— DATA SHOWN —
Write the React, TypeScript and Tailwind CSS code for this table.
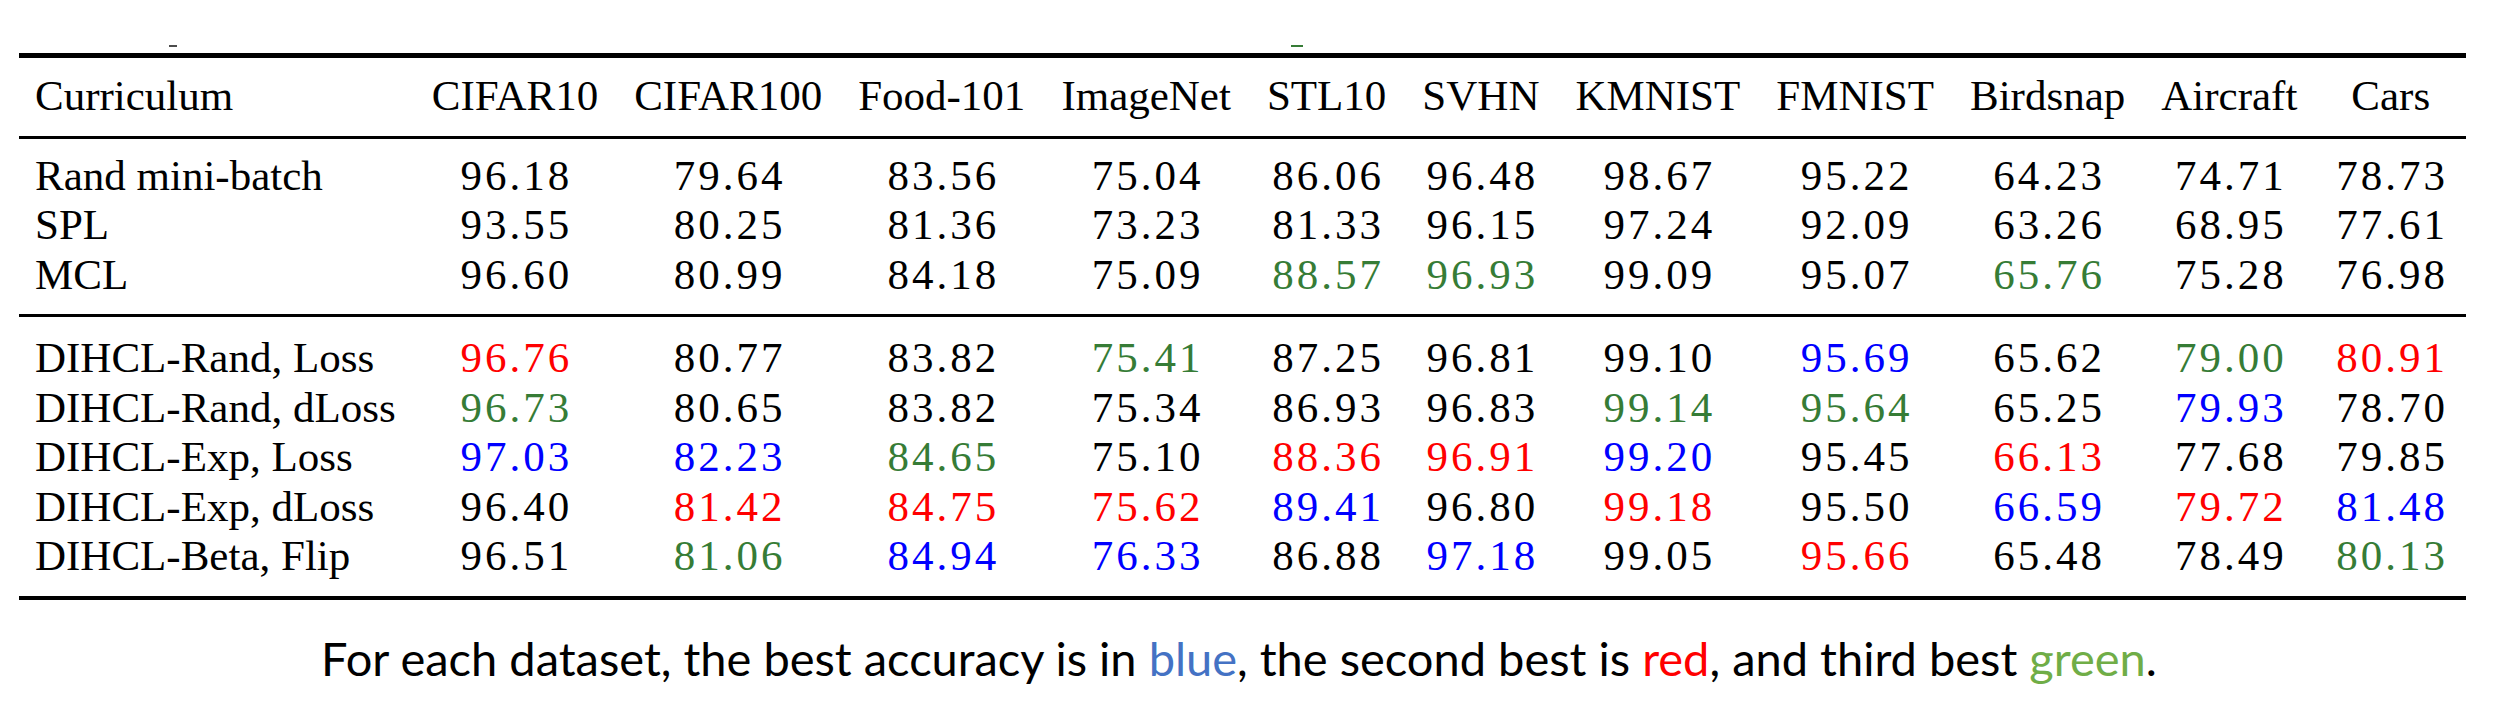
const columns = [
  "CIFAR10",
  "CIFAR100",
  "Food-101",
  "ImageNet",
  "STL10",
  "SVHN",
  "KMNIST",
  "FMNIST",
  "Birdsnap",
  "Aircraft",
  "Cars",
];

// k = black, b = best, r = second, g = third
type Cell = [string, "k" | "b" | "r" | "g"];

const baseline: { name: string; cells: Cell[] }[] = [
  {
    name: "Rand mini-batch",
    cells: [["96.18", "k"], ["79.64", "k"], ["83.56", "k"], ["75.04", "k"], ["86.06", "k"], ["96.48", "k"], ["98.67", "k"], ["95.22", "k"], ["64.23", "k"], ["74.71", "k"], ["78.73", "k"]],
  },
  {
    name: "SPL",
    cells: [["93.55", "k"], ["80.25", "k"], ["81.36", "k"], ["73.23", "k"], ["81.33", "k"], ["96.15", "k"], ["97.24", "k"], ["92.09", "k"], ["63.26", "k"], ["68.95", "k"], ["77.61", "k"]],
  },
  {
    name: "MCL",
    cells: [["96.60", "k"], ["80.99", "k"], ["84.18", "k"], ["75.09", "k"], ["88.57", "g"], ["96.93", "g"], ["99.09", "k"], ["95.07", "k"], ["65.76", "g"], ["75.28", "k"], ["76.98", "k"]],
  },
];

const dihcl: { name: string; cells: Cell[] }[] = [
  {
    name: "DIHCL-Rand, Loss",
    cells: [["96.76", "r"], ["80.77", "k"], ["83.82", "k"], ["75.41", "g"], ["87.25", "k"], ["96.81", "k"], ["99.10", "k"], ["95.69", "b"], ["65.62", "k"], ["79.00", "g"], ["80.91", "r"]],
  },
  {
    name: "DIHCL-Rand, dLoss",
    cells: [["96.73", "g"], ["80.65", "k"], ["83.82", "k"], ["75.34", "k"], ["86.93", "k"], ["96.83", "k"], ["99.14", "g"], ["95.64", "g"], ["65.25", "k"], ["79.93", "b"], ["78.70", "k"]],
  },
  {
    name: "DIHCL-Exp, Loss",
    cells: [["97.03", "b"], ["82.23", "b"], ["84.65", "g"], ["75.10", "k"], ["88.36", "r"], ["96.91", "r"], ["99.20", "b"], ["95.45", "k"], ["66.13", "r"], ["77.68", "k"], ["79.85", "k"]],
  },
  {
    name: "DIHCL-Exp, dLoss",
    cells: [["96.40", "k"], ["81.42", "r"], ["84.75", "r"], ["75.62", "r"], ["89.41", "b"], ["96.80", "k"], ["99.18", "r"], ["95.50", "k"], ["66.59", "b"], ["79.72", "r"], ["81.48", "b"]],
  },
  {
    name: "DIHCL-Beta, Flip",
    cells: [["96.51", "k"], ["81.06", "g"], ["84.94", "b"], ["76.33", "b"], ["86.88", "k"], ["97.18", "b"], ["99.05", "k"], ["95.66", "r"], ["65.48", "k"], ["78.49", "k"], ["80.13", "g"]],
  },
];

const tone = {
  k: "text-black",
  b: "text-[#0000ff]",
  r: "text-[#ff0000]",
  g: "text-[#367c36]",
};

// pad: vertical padding for the row (first row of a group / last row before a rule)
function Row({ name, cells, pad, rule }: { name: string; cells: Cell[]; pad: string; rule?: boolean }) {
  return (
    <tr className={rule ? "border-b-[3px] border-black" : ""}>
      <td className={`pl-[16px] pr-[18px] text-left whitespace-nowrap ${pad}`}>{name}</td>
      {cells.map(([v, c], i) => (
        <td key={i} className={`pl-[21px] pr-[18px] text-center whitespace-nowrap tracking-[3px] ${tone[c]} ${pad}`}>
          {v}
        </td>
      ))}
    </tr>
  );
}

function padFor(i: number, n: number, top: string, bottom: string) {
  if (i === 0) return top;
  if (i === n - 1) return bottom;
  return "";
}

export default function App() {
  return (
    <div className="w-[2500px] h-[712px] bg-white overflow-hidden">
      <div className="w-[2440px] ml-[19px]">
        <div className="flex h-[53px] items-end pb-[6px]">
          <span className="ml-[150px] h-[2px] w-[8px] bg-black/70" />
          <span className="ml-[1114px] h-[2px] w-[12px] bg-[#367c36]" />
        </div>
        <table
          className="w-[2440px] border-collapse border-t-[5px] border-b-[4px] border-black text-[43px] leading-[49.5px] text-black"
          style={{ fontFamily: '"Liberation Serif", "Times New Roman", serif' }}
        >
          <thead>
            <tr className="border-b-[3px] border-black">
              <th className="pl-[16px] pr-[18px] pt-[13px] pb-[15px] text-left font-normal whitespace-nowrap">Curriculum</th>
              {columns.map((c) => (
                <th key={c} className="px-[18px] pt-[13px] pb-[15px] text-center font-normal whitespace-nowrap">
                  {c}
                </th>
              ))}
            </tr>
          </thead>
          <tbody>
            {baseline.map((r, i) => (
              <Row
                key={r.name}
                {...r}
                pad={padFor(i, baseline.length, "pt-[12px]", "pb-[15px]")}
                rule={i === baseline.length - 1}
              />
            ))}
            {dihcl.map((r, i) => (
              <Row key={r.name} {...r} pad={padFor(i, dihcl.length, "pt-[16px]", "pb-[15px]")} />
            ))}
          </tbody>
        </table>
        <p
          className="mt-[28px] text-center text-[47px] leading-[60px] text-black"
          style={{ fontFamily: 'Lato, "Open Sans", sans-serif' }}
        >
          For each dataset, the best accuracy is in <span className="text-[#4472c4]">blue</span>, the second best is{" "}
          <span className="text-[#ff0000]">red</span>, and third best <span className="text-[#70ad47]">green</span>.
        </p>
      </div>
    </div>
  );
}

— WHAT YOU HAVE TO DO —
Give only the number of lines that include the word "table".

— THE OUTPUT —
3